What you are asked to do: Return the material exactly as supplied, apart from the pictures, which are omitted.

Available data:
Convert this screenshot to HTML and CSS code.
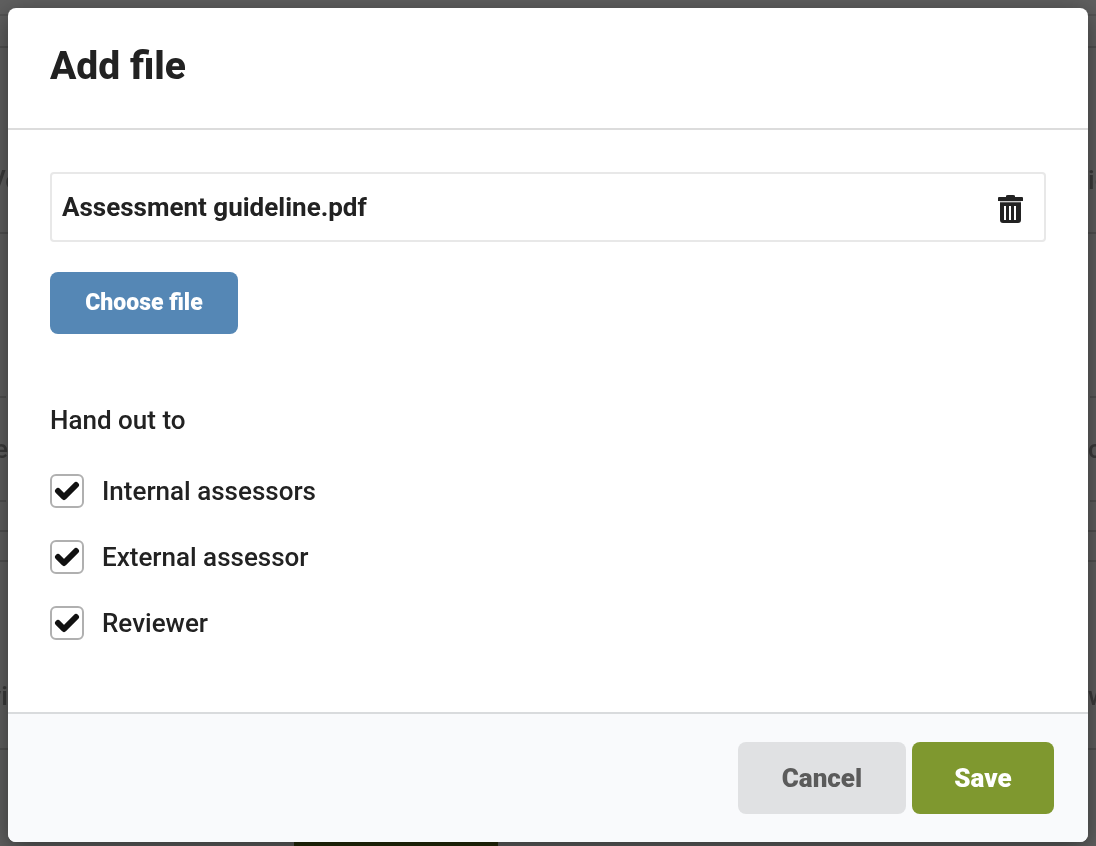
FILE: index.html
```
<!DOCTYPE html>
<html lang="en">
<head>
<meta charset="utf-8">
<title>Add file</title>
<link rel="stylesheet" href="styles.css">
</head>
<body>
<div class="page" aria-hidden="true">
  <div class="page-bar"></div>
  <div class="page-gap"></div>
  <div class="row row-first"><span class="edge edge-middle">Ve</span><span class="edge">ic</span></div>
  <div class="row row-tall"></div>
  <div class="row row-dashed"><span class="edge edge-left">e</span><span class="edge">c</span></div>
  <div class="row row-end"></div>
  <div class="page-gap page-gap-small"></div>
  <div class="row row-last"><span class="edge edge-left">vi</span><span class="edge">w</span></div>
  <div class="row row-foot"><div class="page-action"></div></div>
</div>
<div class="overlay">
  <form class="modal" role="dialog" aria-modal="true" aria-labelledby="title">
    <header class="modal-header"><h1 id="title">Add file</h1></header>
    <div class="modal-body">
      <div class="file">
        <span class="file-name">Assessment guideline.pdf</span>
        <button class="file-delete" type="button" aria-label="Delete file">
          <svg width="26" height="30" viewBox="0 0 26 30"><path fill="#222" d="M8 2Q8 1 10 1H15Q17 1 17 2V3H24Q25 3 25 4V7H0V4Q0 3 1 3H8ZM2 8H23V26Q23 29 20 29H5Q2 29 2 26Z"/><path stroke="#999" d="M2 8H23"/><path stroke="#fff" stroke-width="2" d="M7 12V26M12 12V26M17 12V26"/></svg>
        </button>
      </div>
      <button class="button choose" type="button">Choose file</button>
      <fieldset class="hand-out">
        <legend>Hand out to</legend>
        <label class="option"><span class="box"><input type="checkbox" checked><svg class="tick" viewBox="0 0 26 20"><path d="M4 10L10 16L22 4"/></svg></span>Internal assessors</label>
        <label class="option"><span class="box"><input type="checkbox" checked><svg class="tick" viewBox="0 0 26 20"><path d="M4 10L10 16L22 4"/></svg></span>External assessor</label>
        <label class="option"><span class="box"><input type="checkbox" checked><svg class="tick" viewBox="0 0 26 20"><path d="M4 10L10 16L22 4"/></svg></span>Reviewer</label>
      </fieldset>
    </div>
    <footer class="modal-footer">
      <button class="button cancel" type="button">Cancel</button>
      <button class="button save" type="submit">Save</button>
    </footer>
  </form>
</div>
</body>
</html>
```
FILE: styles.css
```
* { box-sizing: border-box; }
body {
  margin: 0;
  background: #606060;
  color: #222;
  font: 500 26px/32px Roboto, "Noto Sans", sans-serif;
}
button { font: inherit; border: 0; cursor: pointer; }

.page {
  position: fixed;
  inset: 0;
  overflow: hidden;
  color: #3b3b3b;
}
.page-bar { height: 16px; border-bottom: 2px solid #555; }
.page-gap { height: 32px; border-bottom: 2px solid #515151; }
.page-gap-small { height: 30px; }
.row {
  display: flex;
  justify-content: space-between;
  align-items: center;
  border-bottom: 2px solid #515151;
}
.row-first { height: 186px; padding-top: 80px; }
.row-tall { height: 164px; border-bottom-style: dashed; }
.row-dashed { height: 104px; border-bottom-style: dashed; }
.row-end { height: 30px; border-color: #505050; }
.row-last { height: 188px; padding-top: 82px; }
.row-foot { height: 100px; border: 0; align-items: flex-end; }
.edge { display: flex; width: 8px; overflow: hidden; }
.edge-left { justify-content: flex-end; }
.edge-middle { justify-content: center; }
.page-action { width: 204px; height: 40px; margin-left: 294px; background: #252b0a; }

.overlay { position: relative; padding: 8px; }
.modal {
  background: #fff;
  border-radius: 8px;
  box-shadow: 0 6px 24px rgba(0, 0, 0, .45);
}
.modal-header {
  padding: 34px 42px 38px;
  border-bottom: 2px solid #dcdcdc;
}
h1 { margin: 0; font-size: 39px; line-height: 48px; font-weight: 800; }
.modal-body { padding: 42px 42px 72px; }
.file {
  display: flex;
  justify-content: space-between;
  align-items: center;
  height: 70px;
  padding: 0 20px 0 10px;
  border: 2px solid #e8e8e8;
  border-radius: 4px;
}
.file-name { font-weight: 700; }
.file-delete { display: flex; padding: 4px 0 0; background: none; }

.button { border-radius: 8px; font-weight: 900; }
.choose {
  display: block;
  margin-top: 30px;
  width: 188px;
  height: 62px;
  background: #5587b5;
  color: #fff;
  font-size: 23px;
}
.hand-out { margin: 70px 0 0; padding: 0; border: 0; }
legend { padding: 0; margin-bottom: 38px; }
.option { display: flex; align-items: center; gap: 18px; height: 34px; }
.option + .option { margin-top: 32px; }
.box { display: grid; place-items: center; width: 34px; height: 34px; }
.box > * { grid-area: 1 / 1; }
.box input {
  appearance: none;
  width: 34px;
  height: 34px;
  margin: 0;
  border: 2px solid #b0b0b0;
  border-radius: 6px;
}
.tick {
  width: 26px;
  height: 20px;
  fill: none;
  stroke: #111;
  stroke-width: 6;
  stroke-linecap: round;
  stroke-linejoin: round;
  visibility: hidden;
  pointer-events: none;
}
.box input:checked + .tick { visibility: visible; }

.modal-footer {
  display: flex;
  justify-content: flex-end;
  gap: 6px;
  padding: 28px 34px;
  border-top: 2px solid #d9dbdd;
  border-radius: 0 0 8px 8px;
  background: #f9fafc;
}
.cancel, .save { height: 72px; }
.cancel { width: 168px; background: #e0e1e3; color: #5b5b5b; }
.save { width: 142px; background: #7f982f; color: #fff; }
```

Written response:
Convert this screenshot to HTML and CSS code.
FILE: index.html
```
<!DOCTYPE html>
<html lang="en">
<head>
<meta charset="utf-8">
<title>Add file</title>
<link rel="stylesheet" href="styles.css">
</head>
<body>
<div class="page" aria-hidden="true">
  <div class="page-bar"></div>
  <div class="page-gap"></div>
  <div class="row row-first"><span class="edge edge-middle">Ve</span><span class="edge">ic</span></div>
  <div class="row row-tall"></div>
  <div class="row row-dashed"><span class="edge edge-left">e</span><span class="edge">c</span></div>
  <div class="row row-end"></div>
  <div class="page-gap page-gap-small"></div>
  <div class="row row-last"><span class="edge edge-left">vi</span><span class="edge">w</span></div>
  <div class="row row-foot"><div class="page-action"></div></div>
</div>
<div class="overlay">
  <form class="modal" role="dialog" aria-modal="true" aria-labelledby="title">
    <header class="modal-header"><h1 id="title">Add file</h1></header>
    <div class="modal-body">
      <div class="file">
        <span class="file-name">Assessment guideline.pdf</span>
        <button class="file-delete" type="button" aria-label="Delete file">
          <svg width="26" height="30" viewBox="0 0 26 30"><path fill="#222" d="M8 2Q8 1 10 1H15Q17 1 17 2V3H24Q25 3 25 4V7H0V4Q0 3 1 3H8ZM2 8H23V26Q23 29 20 29H5Q2 29 2 26Z"/><path stroke="#999" d="M2 8H23"/><path stroke="#fff" stroke-width="2" d="M7 12V26M12 12V26M17 12V26"/></svg>
        </button>
      </div>
      <button class="button choose" type="button">Choose file</button>
      <fieldset class="hand-out">
        <legend>Hand out to</legend>
        <label class="option"><span class="box"><input type="checkbox" checked><svg class="tick" viewBox="0 0 26 20"><path d="M4 10L10 16L22 4"/></svg></span>Internal assessors</label>
        <label class="option"><span class="box"><input type="checkbox" checked><svg class="tick" viewBox="0 0 26 20"><path d="M4 10L10 16L22 4"/></svg></span>External assessor</label>
        <label class="option"><span class="box"><input type="checkbox" checked><svg class="tick" viewBox="0 0 26 20"><path d="M4 10L10 16L22 4"/></svg></span>Reviewer</label>
      </fieldset>
    </div>
    <footer class="modal-footer">
      <button class="button cancel" type="button">Cancel</button>
      <button class="button save" type="submit">Save</button>
    </footer>
  </form>
</div>
</body>
</html>
```
FILE: styles.css
```
* { box-sizing: border-box; }
body {
  margin: 0;
  background: #606060;
  color: #222;
  font: 500 26px/32px Roboto, "Noto Sans", sans-serif;
}
button { font: inherit; border: 0; cursor: pointer; }

.page {
  position: fixed;
  inset: 0;
  overflow: hidden;
  color: #3b3b3b;
}
.page-bar { height: 16px; border-bottom: 2px solid #555; }
.page-gap { height: 32px; border-bottom: 2px solid #515151; }
.page-gap-small { height: 30px; }
.row {
  display: flex;
  justify-content: space-between;
  align-items: center;
  border-bottom: 2px solid #515151;
}
.row-first { height: 186px; padding-top: 80px; }
.row-tall { height: 164px; border-bottom-style: dashed; }
.row-dashed { height: 104px; border-bottom-style: dashed; }
.row-end { height: 30px; border-color: #505050; }
.row-last { height: 188px; padding-top: 82px; }
.row-foot { height: 100px; border: 0; align-items: flex-end; }
.edge { display: flex; width: 8px; overflow: hidden; }
.edge-left { justify-content: flex-end; }
.edge-middle { justify-content: center; }
.page-action { width: 204px; height: 40px; margin-left: 294px; background: #252b0a; }

.overlay { position: relative; padding: 8px; }
.modal {
  background: #fff;
  border-radius: 8px;
  box-shadow: 0 6px 24px rgba(0, 0, 0, .45);
}
.modal-header {
  padding: 34px 42px 38px;
  border-bottom: 2px solid #dcdcdc;
}
h1 { margin: 0; font-size: 39px; line-height: 48px; font-weight: 800; }
.modal-body { padding: 42px 42px 72px; }
.file {
  display: flex;
  justify-content: space-between;
  align-items: center;
  height: 70px;
  padding: 0 20px 0 10px;
  border: 2px solid #e8e8e8;
  border-radius: 4px;
}
.file-name { font-weight: 700; }
.file-delete { display: flex; padding: 4px 0 0; background: none; }

.button { border-radius: 8px; font-weight: 900; }
.choose {
  display: block;
  margin-top: 30px;
  width: 188px;
  height: 62px;
  background: #5587b5;
  color: #fff;
  font-size: 23px;
}
.hand-out { margin: 70px 0 0; padding: 0; border: 0; }
legend { padding: 0; margin-bottom: 38px; }
.option { display: flex; align-items: center; gap: 18px; height: 34px; }
.option + .option { margin-top: 32px; }
.box { display: grid; place-items: center; width: 34px; height: 34px; }
.box > * { grid-area: 1 / 1; }
.box input {
  appearance: none;
  width: 34px;
  height: 34px;
  margin: 0;
  border: 2px solid #b0b0b0;
  border-radius: 6px;
}
.tick {
  width: 26px;
  height: 20px;
  fill: none;
  stroke: #111;
  stroke-width: 6;
  stroke-linecap: round;
  stroke-linejoin: round;
  visibility: hidden;
  pointer-events: none;
}
.box input:checked + .tick { visibility: visible; }

.modal-footer {
  display: flex;
  justify-content: flex-end;
  gap: 6px;
  padding: 28px 34px;
  border-top: 2px solid #d9dbdd;
  border-radius: 0 0 8px 8px;
  background: #f9fafc;
}
.cancel, .save { height: 72px; }
.cancel { width: 168px; background: #e0e1e3; color: #5b5b5b; }
.save { width: 142px; background: #7f982f; color: #fff; }
```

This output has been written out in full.